Organ donor offers pour in for Chesterfield man

Donor offers pour in for Chesterfield man

RICHMOND, VA (WWBT) - Organ donation offers continue to come in after William “Woody” Johnson’s urgent plea, for a kidney.

Around 40 calls have come into VCU’s Hume-Lee Transplant Center from people who are willing to get tested to see if they are a potential donor.

Carol Pride says she can recall her son’s exact words when he received the devastating diagnosis that he has a kidney disease linked to high blood pressure.

"His exact words to me that day was that he had been given a death sentence, and then he just shut down and he just cried most of the day,” Pride said.

Dr. Layla Kamal, transplant Nephrologist at Hume-Lee Transplant Center, says living organ donations are important by helping to save a life.

“They would change a life. It’s an heroic act and during the whole process we make sure that they are safe and they’re well informed,” Kamal said.

According to the experts at VCU, the process for testing takes four or five hours and is painless. Doctors gather your medical history and blood work to rule out any infections and administer a CT Scan.

Even if you are not a match, your organ donation could save someone else’s life. Doctors say living organ donations out perform deceased donor organs, and they can schedule the surgery when the recipient is at his or her best health.

“We have less complications in general. Half of the time when you get a kidney from somebody who died, the kidney doesn’t work right away. This can lead to other complications. And the other thing that can happen also, they can have high risk for rejection that we don’t see with live donors. On average a kidney from a live donor can last twice as much as a kidney that comes from someone who has died which is huge, which is great. It’s more viable. It has a better quality," Kamal said.

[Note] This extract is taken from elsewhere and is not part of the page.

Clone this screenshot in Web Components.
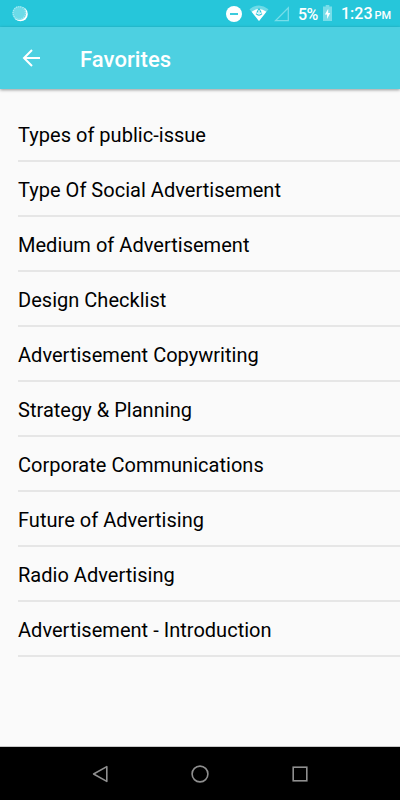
<!DOCTYPE html>
<html lang="en">
<head>
<meta charset="utf-8">
<meta name="viewport" content="width=device-width, initial-scale=1">
<title>Favorites</title>
<style>
  html, body {
    height: 100%;
    margin: 0;
  }
  body {
    font-family: Roboto, sans-serif;
    background: #fafafa;
    overflow: hidden;
    --primary: #4dd0e1;
    --primary-dark: #26c6da;
  }
</style>
</head>
<body>
<favorites-app></favorites-app>

<script>
class StatusBar extends HTMLElement {
  constructor() {
    super();
    this.attachShadow({ mode: 'open' });
    this.shadowRoot.innerHTML = `
      <style>
        :host {
          display: flex;
          align-items: center;
          height: 27px;
          box-sizing: border-box;
          padding: 0 8px 0 11px;
          background: var(--primary-dark);
          color: #fff;
          font-size: 16px;
          font-weight: 500;
          line-height: 20px;
          white-space: nowrap;
        }
        svg { display: block; flex: none; }
        .spacer { flex: 1; }
        .dnd { margin-right: 7px; }
        .wifi { margin-right: 5px; }
        .signal { margin-right: 8px; }
        .level, .time { padding-top: 2px; }
        .level { width: 21px; margin-right: 4px; letter-spacing: -0.5px; }
        .battery { margin-right: 9px; }
        .time { width: 51px; }
        .time small { font-size: 11px; margin-left: 2px; }
      </style>
      <svg width="18" height="18" viewBox="0 0 18 18">
        <circle cx="9.5" cy="9" r="7.3" fill="#fff"/>
        <circle cx="8.3" cy="8" r="7" fill="#6cdbe8"/>
        <circle cx="8.3" cy="8" r="6.2" fill="none" stroke="#a6eaf2" stroke-width="1.3" stroke-dasharray="1 1.1"/>
      </svg>
      <span class="spacer"></span>
      <svg class="dnd" width="16" height="16" viewBox="0 0 16 16">
        <circle cx="8" cy="8" r="8" fill="#fff"/>
        <path d="M4 8h8" stroke="#26c6da" stroke-width="1.8"/>
      </svg>
      <svg class="wifi" width="20" height="17" viewBox="0 0 20 17">
        <path d="M.5 4.200Q10-3.200 19.500 4.200L10 16Z" fill="#6edae7"/>
        <path d="M2.600 6.800Q10 1.200 17.400 6.800L10 16Z" fill="#fff"/>
        <path d="M10 2.800 7.200 7.600h5.600Z" fill="#26c6da"/>
        <path d="M10 4.500v4.500M7 8.600q3 3.200 6 0" fill="none" stroke="#26c6da" stroke-width="1.200"/>
        <path d="M10 5.200v4" stroke="#fff" stroke-width="1.400"/>
      </svg>
      <svg class="signal" width="16" height="16" viewBox="0 0 16 16">
        <path d="M14.300 1.800v12.800H1.600Z" fill="none" stroke="#77dde9" stroke-width="1.300"/>
      </svg>
      <span class="level">5%</span>
      <svg class="battery" width="9" height="17" viewBox="0 0 9 17">
        <path d="M2.700 0h3.600v1.600H9V16H0V1.600h2.700Z" fill="#78dde9"/>
        <path d="M5.200 3.800 1.900 9.600h2.200v4.300L7.200 8H5.200Z" fill="#fff"/>
      </svg>
      <span class="time">1:23<small>PM</small></span>
    `;
  }
}

class AppBar extends HTMLElement {
  constructor() {
    super();
    this.attachShadow({ mode: 'open' });
    this.shadowRoot.innerHTML = `
      <style>
        :host {
          display: flex;
          align-items: center;
          height: 62px;
          box-sizing: border-box;
          padding-left: 22px;
          background: var(--primary);
          color: #fff;
          box-shadow: 0 1px 3px rgba(0, 0, 0, 0.4);
        }
        svg { display: block; margin-right: 40px; }
        h1 {
          margin: 3px 0 0;
          font-size: 22px;
          font-weight: 500;
          line-height: 28px;
          letter-spacing: 0.08px;
        }
      </style>
      <svg width="18" height="18" viewBox="0 0 18 18" fill="none" stroke="#fff" stroke-width="2">
        <path d="M18 9H2M10 1 2 9l8 8"/>
      </svg>
      <h1><slot></slot></h1>
    `;
  }
}

class ListItem extends HTMLElement {
  constructor() {
    super();
    this.attachShadow({ mode: 'open' });
    this.shadowRoot.innerHTML = `
      <style>
        :host {
          display: block;
          height: 55px;
          box-sizing: border-box;
          border-bottom: 2px solid #e6e6e6;
          color: #000;
          font-size: 20px;
          line-height: 56px;
          letter-spacing: 0.025px;
          white-space: nowrap;
        }
      </style>
      <slot></slot>
    `;
  }
}

class NavBar extends HTMLElement {
  constructor() {
    super();
    this.attachShadow({ mode: 'open' });
    this.shadowRoot.innerHTML = `
      <style>
        :host {
          display: flex;
          justify-content: center;
          align-items: center;
          gap: 80px;
          height: 54px;
          box-sizing: border-box;
          border-top: 1px solid #c8c8c8;
          background: #000;
        }
        svg { display: block; fill: none; stroke: #8f8f8f; stroke-width: 1.6; }
      </style>
      <svg width="20" height="20" viewBox="0 0 20 20"><path d="M16.800 2.600v14.800L3.600 10Z" stroke-linejoin="round"/></svg>
      <svg width="20" height="20" viewBox="0 0 20 20"><circle cx="10" cy="10" r="7.900"/></svg>
      <svg width="20" height="20" viewBox="0 0 20 20"><rect x="3.200" y="3.200" width="13.600" height="13.600"/></svg>
    `;
  }
}

class FavoritesApp extends HTMLElement {
  constructor() {
    super();
    this.attachShadow({ mode: 'open' });
    this.favorites = [
      'Types of public-issue',
      'Type Of Social Advertisement',
      'Medium of Advertisement',
      'Design Checklist',
      'Advertisement Copywriting',
      'Strategy & Planning',
      'Corporate Communications',
      'Future of Advertising',
      'Radio Advertising',
      'Advertisement - Introduction'
    ];
    this.render();
  }

  render() {
    this.shadowRoot.innerHTML = `
      <style>
        :host {
          display: flex;
          flex-direction: column;
          height: 100vh;
        }
        main {
          flex: 1;
          padding: 18px 0 0 18px;
        }
      </style>
      <status-bar></status-bar>
      <app-bar>Favorites</app-bar>
      <main></main>
      <nav-bar></nav-bar>
    `;

    const main = this.shadowRoot.querySelector('main');
    this.favorites.forEach(title => {
      const item = document.createElement('list-item');
      item.textContent = title;
      main.appendChild(item);
    });
  }
}

customElements.define('status-bar', StatusBar);
customElements.define('app-bar', AppBar);
customElements.define('list-item', ListItem);
customElements.define('nav-bar', NavBar);
customElements.define('favorites-app', FavoritesApp);
</script>
</body>
</html>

Johnson remains hopeful and says, “I’d be really grateful, but I couldn’t thank anybody enough if I ever got a kidney.”

Of the 40 calls from people wanting to donate a kidney, doctors have spoken with 29 of the 40.

Four are scheduled for testing. One has completed half of the test and is not a match, but is still willing to give a kidney. That means Johnson can get a kidney from someone else, in the event that no match is found among the current offers.